--- Begin ---

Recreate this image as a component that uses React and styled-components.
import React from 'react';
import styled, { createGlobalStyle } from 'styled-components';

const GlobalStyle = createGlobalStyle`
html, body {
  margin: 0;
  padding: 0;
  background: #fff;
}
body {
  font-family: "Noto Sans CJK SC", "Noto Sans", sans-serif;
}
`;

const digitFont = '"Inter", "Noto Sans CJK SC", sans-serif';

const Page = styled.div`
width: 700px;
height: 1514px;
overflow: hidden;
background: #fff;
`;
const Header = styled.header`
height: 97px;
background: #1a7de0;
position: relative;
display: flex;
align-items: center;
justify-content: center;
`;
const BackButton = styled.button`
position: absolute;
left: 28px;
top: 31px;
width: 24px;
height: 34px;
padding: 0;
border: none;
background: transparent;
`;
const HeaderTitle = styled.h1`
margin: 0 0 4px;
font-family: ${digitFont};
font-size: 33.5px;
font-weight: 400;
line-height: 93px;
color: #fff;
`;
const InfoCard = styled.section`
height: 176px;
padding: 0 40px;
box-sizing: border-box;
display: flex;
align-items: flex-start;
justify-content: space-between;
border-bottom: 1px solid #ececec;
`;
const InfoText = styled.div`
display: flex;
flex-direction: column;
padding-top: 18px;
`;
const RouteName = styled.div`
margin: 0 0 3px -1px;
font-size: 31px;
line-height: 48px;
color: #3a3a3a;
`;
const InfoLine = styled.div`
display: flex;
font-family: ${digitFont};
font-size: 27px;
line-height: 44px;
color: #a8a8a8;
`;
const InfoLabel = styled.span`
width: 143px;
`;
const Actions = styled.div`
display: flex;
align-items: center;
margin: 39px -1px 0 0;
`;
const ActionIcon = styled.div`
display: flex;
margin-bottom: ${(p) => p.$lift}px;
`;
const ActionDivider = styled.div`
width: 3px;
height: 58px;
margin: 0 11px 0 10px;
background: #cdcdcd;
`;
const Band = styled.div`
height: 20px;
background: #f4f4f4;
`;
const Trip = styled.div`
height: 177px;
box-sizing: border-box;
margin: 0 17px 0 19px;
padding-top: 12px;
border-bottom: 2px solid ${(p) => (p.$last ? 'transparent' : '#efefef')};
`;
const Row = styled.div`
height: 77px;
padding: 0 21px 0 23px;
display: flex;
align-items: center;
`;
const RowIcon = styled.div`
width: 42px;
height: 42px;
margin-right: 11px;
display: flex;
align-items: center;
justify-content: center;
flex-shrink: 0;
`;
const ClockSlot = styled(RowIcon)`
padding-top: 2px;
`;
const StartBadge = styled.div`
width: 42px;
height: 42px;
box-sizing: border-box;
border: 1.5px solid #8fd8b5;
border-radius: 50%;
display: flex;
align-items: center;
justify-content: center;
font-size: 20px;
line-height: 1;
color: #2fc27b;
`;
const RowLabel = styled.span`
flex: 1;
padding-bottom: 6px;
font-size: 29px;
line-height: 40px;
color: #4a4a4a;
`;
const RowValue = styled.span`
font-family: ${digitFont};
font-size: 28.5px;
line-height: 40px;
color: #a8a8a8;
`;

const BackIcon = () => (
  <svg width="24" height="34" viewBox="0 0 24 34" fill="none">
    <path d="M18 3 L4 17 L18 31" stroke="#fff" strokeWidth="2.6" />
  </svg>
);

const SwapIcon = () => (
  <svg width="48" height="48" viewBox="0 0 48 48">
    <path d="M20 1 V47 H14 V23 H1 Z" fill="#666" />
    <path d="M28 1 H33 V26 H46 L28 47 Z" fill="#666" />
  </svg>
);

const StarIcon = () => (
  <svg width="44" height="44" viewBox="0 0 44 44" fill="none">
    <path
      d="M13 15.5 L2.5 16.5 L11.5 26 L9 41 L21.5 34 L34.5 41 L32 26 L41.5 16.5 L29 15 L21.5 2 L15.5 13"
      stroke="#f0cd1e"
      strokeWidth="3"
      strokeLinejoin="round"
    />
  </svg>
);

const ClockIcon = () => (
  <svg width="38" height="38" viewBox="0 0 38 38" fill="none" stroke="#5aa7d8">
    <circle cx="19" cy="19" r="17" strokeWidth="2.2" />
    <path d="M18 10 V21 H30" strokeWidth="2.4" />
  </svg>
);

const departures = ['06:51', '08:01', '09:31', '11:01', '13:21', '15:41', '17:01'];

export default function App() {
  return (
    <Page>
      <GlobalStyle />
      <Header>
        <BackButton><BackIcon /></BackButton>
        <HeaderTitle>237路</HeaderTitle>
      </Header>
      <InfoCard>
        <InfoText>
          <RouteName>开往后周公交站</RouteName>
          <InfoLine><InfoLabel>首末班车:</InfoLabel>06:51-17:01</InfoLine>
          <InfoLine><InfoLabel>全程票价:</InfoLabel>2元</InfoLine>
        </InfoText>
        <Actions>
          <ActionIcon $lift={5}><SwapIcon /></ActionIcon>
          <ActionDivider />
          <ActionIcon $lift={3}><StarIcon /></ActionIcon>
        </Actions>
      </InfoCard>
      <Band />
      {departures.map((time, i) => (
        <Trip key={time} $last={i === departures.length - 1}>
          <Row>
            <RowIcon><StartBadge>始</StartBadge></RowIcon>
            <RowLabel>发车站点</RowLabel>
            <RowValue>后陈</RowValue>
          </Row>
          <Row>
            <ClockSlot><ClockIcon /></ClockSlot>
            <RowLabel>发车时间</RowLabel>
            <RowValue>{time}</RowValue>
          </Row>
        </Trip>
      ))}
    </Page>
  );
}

--- End ---
--- Begin ---

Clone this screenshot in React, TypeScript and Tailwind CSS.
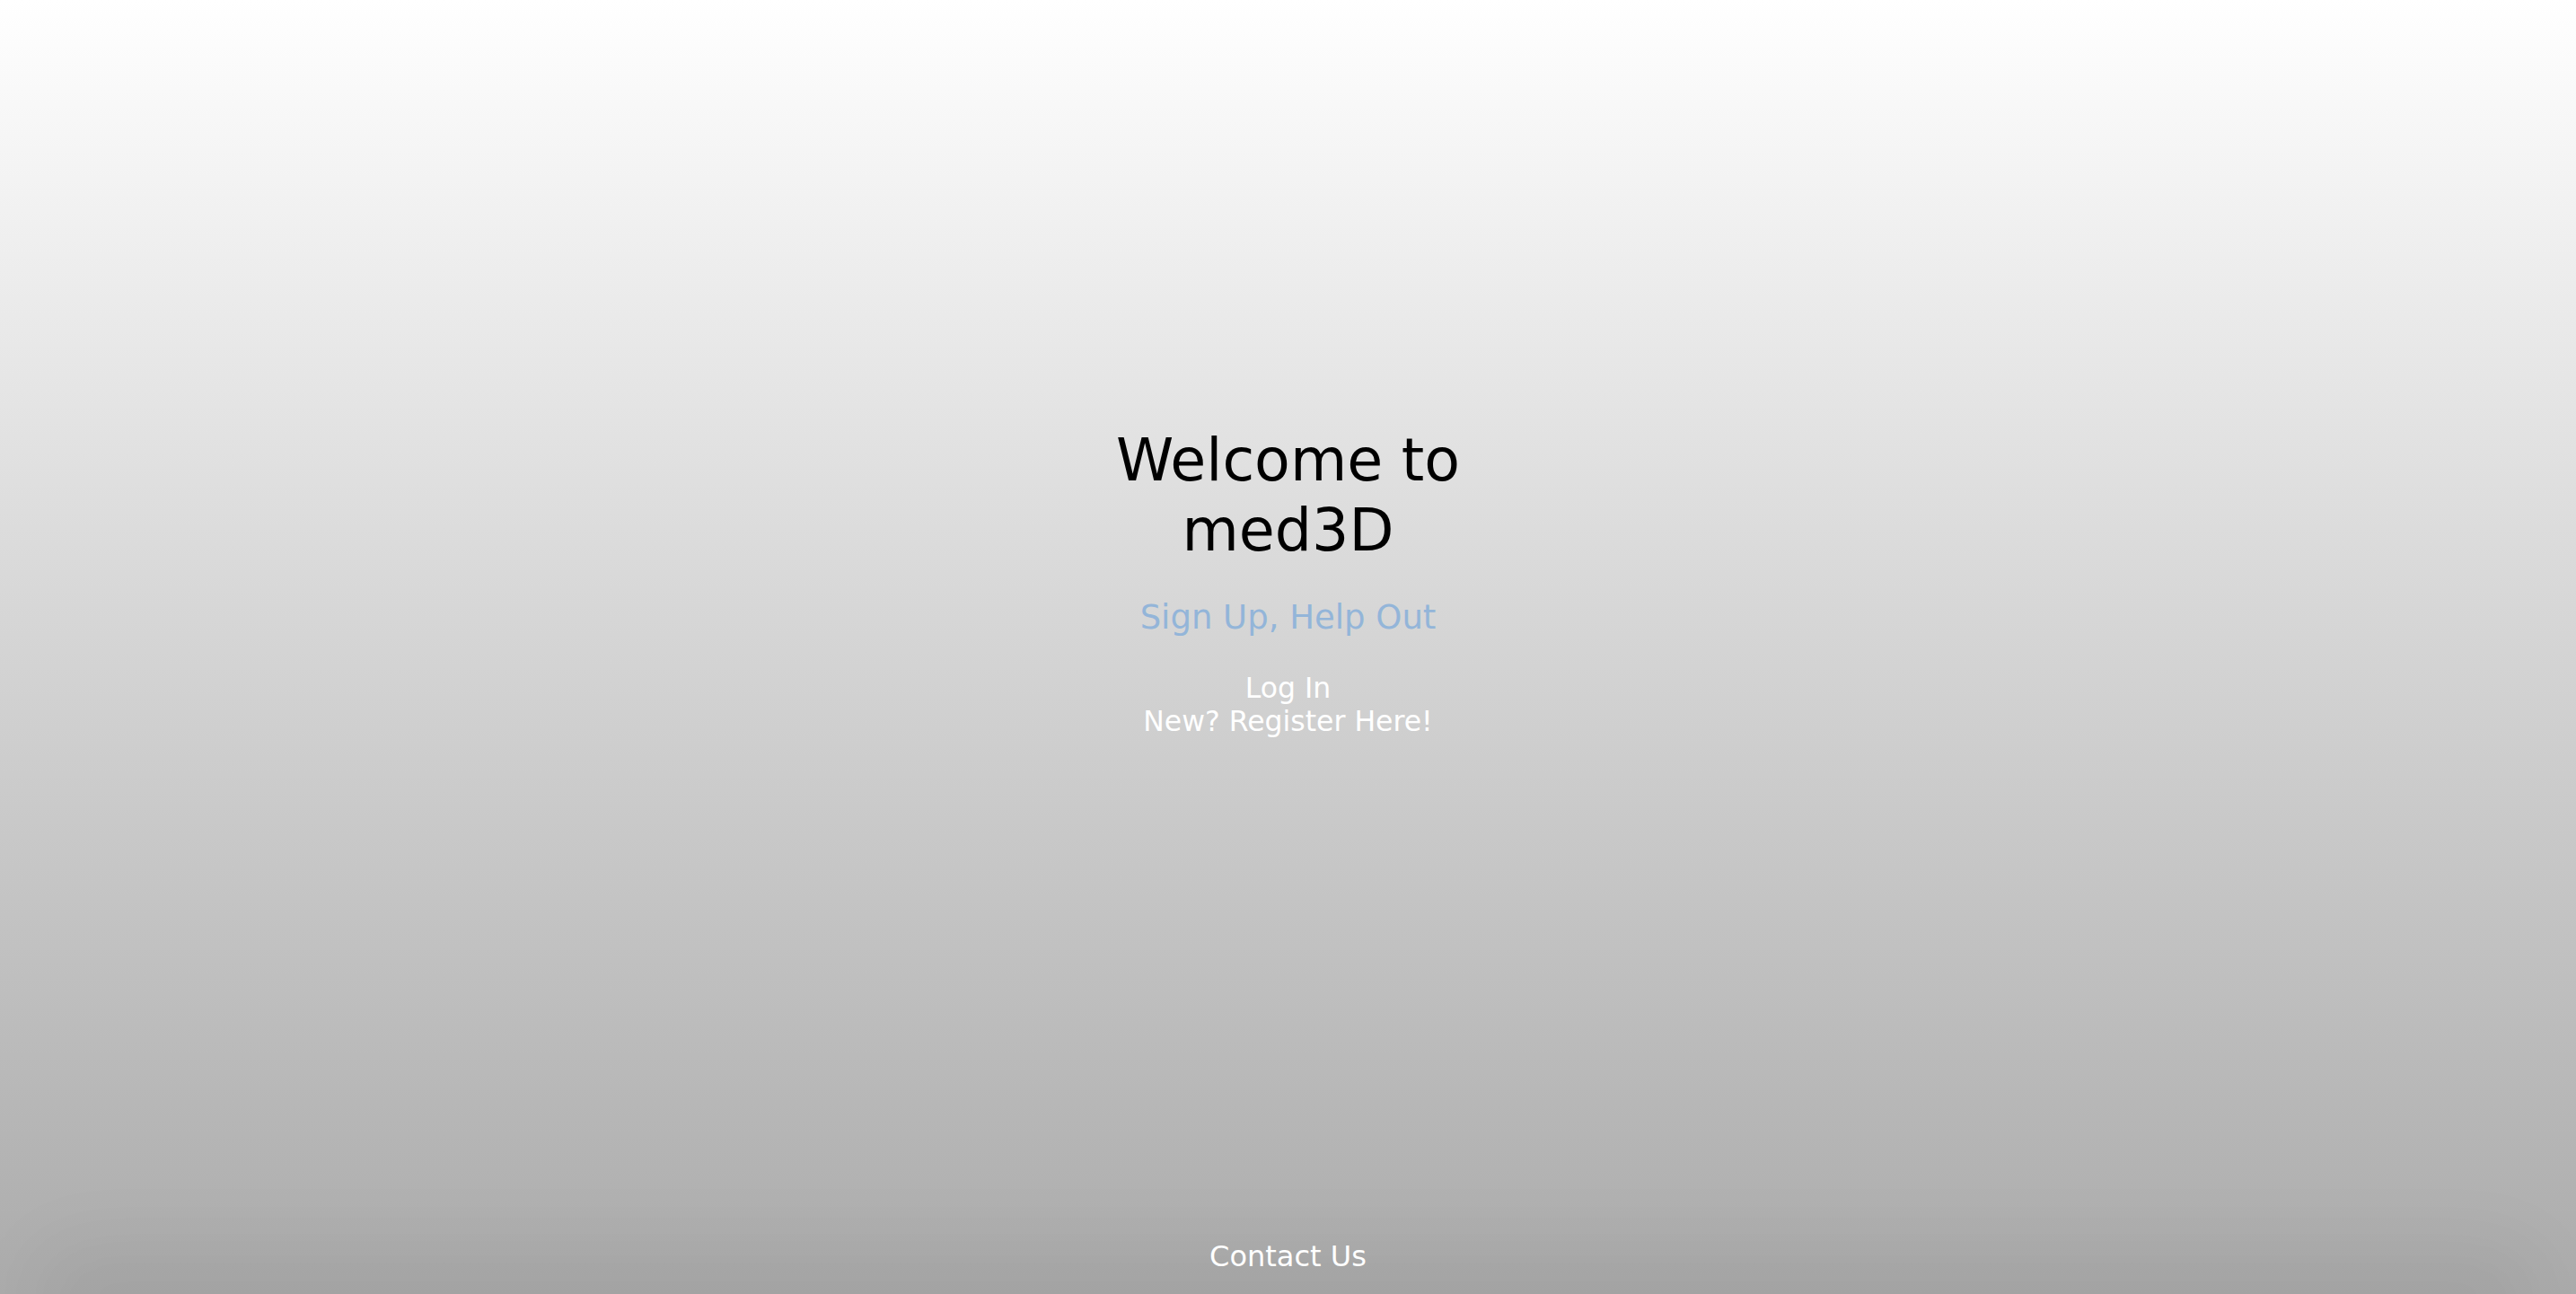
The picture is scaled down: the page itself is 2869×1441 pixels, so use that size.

--- End ---
--- Begin ---

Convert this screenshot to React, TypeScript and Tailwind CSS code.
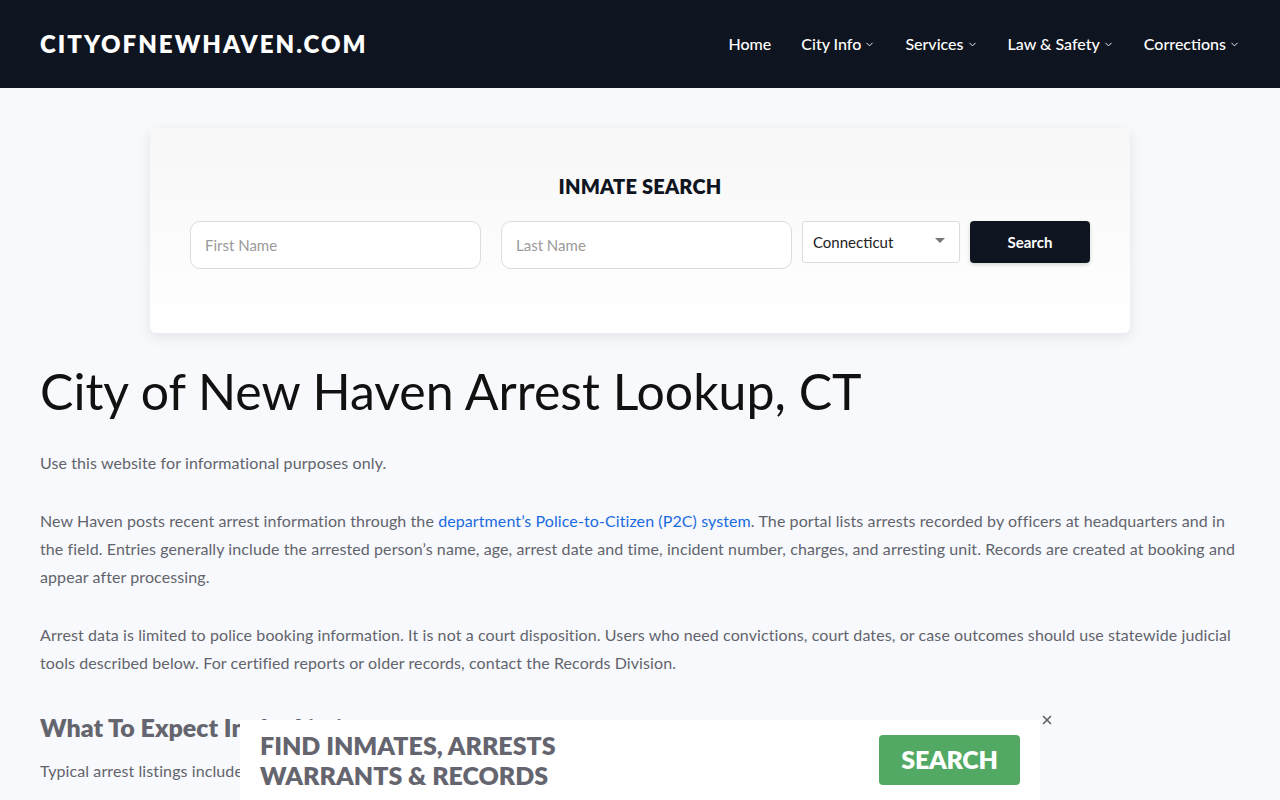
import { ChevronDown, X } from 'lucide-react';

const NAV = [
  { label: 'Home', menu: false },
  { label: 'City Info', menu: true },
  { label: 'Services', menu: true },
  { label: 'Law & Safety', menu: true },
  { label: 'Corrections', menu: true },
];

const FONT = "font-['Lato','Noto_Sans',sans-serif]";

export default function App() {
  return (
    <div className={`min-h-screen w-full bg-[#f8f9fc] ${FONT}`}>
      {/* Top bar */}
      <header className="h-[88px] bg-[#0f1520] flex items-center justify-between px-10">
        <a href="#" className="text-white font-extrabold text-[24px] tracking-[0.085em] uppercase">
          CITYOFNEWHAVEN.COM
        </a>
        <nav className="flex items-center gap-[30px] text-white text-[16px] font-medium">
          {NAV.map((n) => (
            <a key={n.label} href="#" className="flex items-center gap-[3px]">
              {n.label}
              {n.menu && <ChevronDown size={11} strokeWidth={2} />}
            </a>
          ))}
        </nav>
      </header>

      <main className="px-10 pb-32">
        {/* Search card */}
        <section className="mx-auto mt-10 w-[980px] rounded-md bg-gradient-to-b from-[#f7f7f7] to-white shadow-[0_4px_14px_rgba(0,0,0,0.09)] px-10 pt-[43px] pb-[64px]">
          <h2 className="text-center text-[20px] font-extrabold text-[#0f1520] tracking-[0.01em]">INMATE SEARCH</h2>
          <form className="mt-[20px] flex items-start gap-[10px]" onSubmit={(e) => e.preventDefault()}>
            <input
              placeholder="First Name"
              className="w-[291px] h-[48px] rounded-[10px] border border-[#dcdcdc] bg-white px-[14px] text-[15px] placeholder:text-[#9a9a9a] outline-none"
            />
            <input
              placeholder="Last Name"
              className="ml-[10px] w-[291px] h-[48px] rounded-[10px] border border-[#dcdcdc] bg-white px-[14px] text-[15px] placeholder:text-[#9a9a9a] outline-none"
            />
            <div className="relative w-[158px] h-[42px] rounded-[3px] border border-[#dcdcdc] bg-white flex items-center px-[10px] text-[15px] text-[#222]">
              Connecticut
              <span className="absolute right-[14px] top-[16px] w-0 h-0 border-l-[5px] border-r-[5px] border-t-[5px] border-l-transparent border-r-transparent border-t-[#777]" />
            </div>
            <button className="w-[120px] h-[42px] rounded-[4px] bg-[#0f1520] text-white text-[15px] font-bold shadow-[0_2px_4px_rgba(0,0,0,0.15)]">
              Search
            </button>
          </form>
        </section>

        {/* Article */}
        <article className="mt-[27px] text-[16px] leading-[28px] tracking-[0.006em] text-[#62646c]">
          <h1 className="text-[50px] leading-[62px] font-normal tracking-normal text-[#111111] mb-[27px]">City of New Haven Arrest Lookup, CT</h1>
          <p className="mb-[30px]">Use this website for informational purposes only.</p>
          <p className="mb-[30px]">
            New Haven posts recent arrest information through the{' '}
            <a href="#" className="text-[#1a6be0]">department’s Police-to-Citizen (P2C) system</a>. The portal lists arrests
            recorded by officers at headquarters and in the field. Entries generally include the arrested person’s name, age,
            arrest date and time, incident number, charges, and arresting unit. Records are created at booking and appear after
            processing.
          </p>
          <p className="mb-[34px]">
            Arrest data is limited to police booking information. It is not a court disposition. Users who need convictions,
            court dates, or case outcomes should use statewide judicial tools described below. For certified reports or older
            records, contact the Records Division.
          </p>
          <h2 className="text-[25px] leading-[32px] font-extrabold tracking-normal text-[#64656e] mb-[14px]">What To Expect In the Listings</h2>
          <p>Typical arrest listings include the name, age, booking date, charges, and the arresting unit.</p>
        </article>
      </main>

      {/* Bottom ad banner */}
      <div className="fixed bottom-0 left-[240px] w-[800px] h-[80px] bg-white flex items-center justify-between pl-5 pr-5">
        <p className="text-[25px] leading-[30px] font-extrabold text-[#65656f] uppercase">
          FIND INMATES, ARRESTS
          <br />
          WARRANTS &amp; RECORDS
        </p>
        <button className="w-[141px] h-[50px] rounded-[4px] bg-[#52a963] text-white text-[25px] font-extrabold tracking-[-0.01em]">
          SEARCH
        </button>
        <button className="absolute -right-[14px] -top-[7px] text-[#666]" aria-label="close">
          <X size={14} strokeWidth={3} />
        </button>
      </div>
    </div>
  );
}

--- End ---

**PROBLEM**
In the listing above, find the line containing "Clone this screenshot" and the line containing "The picture is", then output those two lines and everything between them exactly as written, without the images.

**FINAL ANSWER**
Clone this screenshot in React, TypeScript and Tailwind CSS.
The picture is scaled down: the page itself is 2869×1441 pixels, so use that size.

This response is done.